The Importance of Face Time

But the hook just mentioned in the previous section happens after reading the story. So, what hooks the reader at the beginning and keeps them going to that “present” immediately after reading the whole? As I basically argue in my post on “The Importance of Cocoa” (in Fantastic Beasts), I think it is the characters, what I call the “face/skin” level, for instance, meeting Newt, Jacob, Tina, and Queenie in Fantastic Beasts and its payoff in the endearing scenes in which the couples say goodbye to each other, at least for now (and a hopeful hello again for Queenie and Jacob).
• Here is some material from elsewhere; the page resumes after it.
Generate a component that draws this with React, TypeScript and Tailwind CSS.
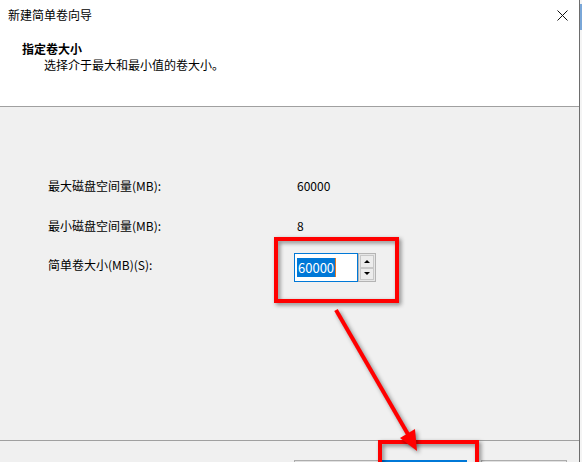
import React from "react";

const font = { fontFamily: '"Noto Sans CJK SC", "Noto Sans", sans-serif' };

function InfoRow({ label, value }: { label: string; value: string }) {
  return (
    <div className="flex h-4 items-center">
      <span className="w-[249px]">{label}</span>
      <span>{value}</span>
    </div>
  );
}

function SizeSpinner() {
  return (
    <div className="flex h-[29px]">
      <div className="flex h-full w-[64px] items-center border border-[#0078d7] bg-white pl-[2px]">
        <span className="bg-[#0078d7] px-px text-[13px] leading-[19px] text-white">60000</span>
        <span className="h-[19px] w-px bg-[#e8781f]" />
      </div>
      <div className="flex h-full w-[18px] flex-col border border-[#b4b4b4] bg-[#e6e6e6] p-px">
        <button className="flex flex-1 items-center justify-center border border-[#c8c8c8] bg-[#ececec]">
          <span className="h-0 w-0 border-x-[3px] border-b-[3px] border-x-transparent border-b-black" />
        </button>
        <button className="flex flex-1 items-center justify-center border border-[#c8c8c8] bg-[#ececec]">
          <span className="h-0 w-0 border-x-[3px] border-t-[3px] border-x-transparent border-t-black" />
        </button>
      </div>
    </div>
  );
}

export default function App() {
  return (
    <div
      className="relative flex h-[462px] w-[582px] overflow-hidden bg-white text-[12px] text-black"
      style={font}
    >
      <div className="flex w-[579px] flex-col">
        {/* title + page header */}
        <div className="h-[106px] shrink-0 bg-white">
          <div className="flex h-[30px] items-center justify-between pl-2 pr-[11px]">
            <span>新建简单卷向导</span>
            <svg width="11" height="11" viewBox="0 0 11 11">
              <path d="M0.5 0.5 L10.5 10.5 M10.5 0.5 L0.5 10.5" stroke="#111" strokeWidth="1" />
            </svg>
          </div>
          <div className="mt-[11px] pl-[22px] font-bold leading-4">指定卷大小</div>
          <div className="pl-[44px] leading-4">选择介于最大和最小值的卷大小。</div>
        </div>
        <div className="h-px shrink-0 bg-[#a0a0a0]" />

        {/* body */}
        <div className="flex h-[333px] shrink-0 flex-col bg-[#f0f0f0] pl-[48px] pt-[71px]">
          <InfoRow label="最大磁盘空间量(MB):" value="60000" />
          <div className="mt-6">
            <InfoRow label="最小磁盘空间量(MB):" value="8" />
          </div>
          <div className="mt-[19px] flex items-start">
            <span className="w-[246px] pt-1 leading-4">简单卷大小(MB)(S):</span>
            <SizeSpinner />
          </div>
        </div>

        <div className="h-px shrink-0 bg-[#a0a0a0]" />

        {/* button bar */}
        <div className="flex min-h-0 flex-1 overflow-hidden bg-[#f0f0f0] pl-[294px] pt-[19px]">
          <div className="h-6 w-[87px] shrink-0 border border-[#adadad] bg-[#e1e1e1]" />
          <div className="h-6 w-[86px] shrink-0 border-2 border-[#0078d7] bg-[#e5f1fb]" />
          <div className="ml-[14px] h-6 w-[86px] shrink-0 border border-[#adadad] bg-[#e1e1e1]" />
        </div>
      </div>

      {/* window edge */}
      <div className="w-px bg-[#6d6d6d]" />
      <div className="flex w-[2px] flex-col bg-[#f4f4f4]">
        <div className="mt-[4px] h-[26px] bg-[#7aa7d8]" />
      </div>

      {/* red callouts */}
      <div className="absolute left-[274px] top-[237px] h-[66px] w-[125px] border-4 border-[#ff0000] [filter:drop-shadow(2px_2px_2px_rgba(0,0,0,0.45))]" />
      <div className="absolute left-[378px] top-[440px] h-[40px] w-[101px] border-4 border-[#ff0000] [filter:drop-shadow(2px_2px_2px_rgba(0,0,0,0.45))]" />
      <svg
        className="absolute left-0 top-0 [filter:drop-shadow(2px_2px_2px_rgba(0,0,0,0.45))]"
        width="582"
        height="462"
      >
        <line x1="336" y1="310" x2="409" y2="436" stroke="#ff0000" strokeWidth="4" />
        <polygon points="417,451 400,438 415,429" fill="#ff0000" />
      </svg>
    </div>
  );
}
In Harry Potter, it is an interesting kid who, in spite of the oppression he has suffered, can come up with the line “Harry always said Dudley looked like a pig in a wig, or a man the physical size of Hagrid but also with a heart the size of his, or a boy who recognizes a friend in another boy on a train who is self-conscious about the fact that his mother always forgets that he hates corn beef.

Story Time Closer and the Incarnational Imagination:

I think I said above that I would not be able to get into how this all intersects with my first post on “Story Time,” but I will mention one brief and broad aspect here in closing. Chronos is the past and the future, and in it, the present is as fleeting as described above in the primer on time. But Kairos is the present, the place where we are in our reading of the story.

I will also add, despite any disclaimers above saying I would not have time for this, that in an Incarnational imagination, the “present” of that intrusion of kairos into chromos is the place where the quasi-eternal “present,” the “timeless now,” incarnates the those themes that are larger than the individual human but give meaning to that individual. In the “Hebrew Myth Become Christian Gospel,” to borrow and adapt the title of Thomas Fawcett’s work on the Christian New Testament, it comes from the actual Incarnation of the second person of that Trinity that Augustine spent so much time pondering and is the “hour” when comes the Son of Man, that ultimate human individual.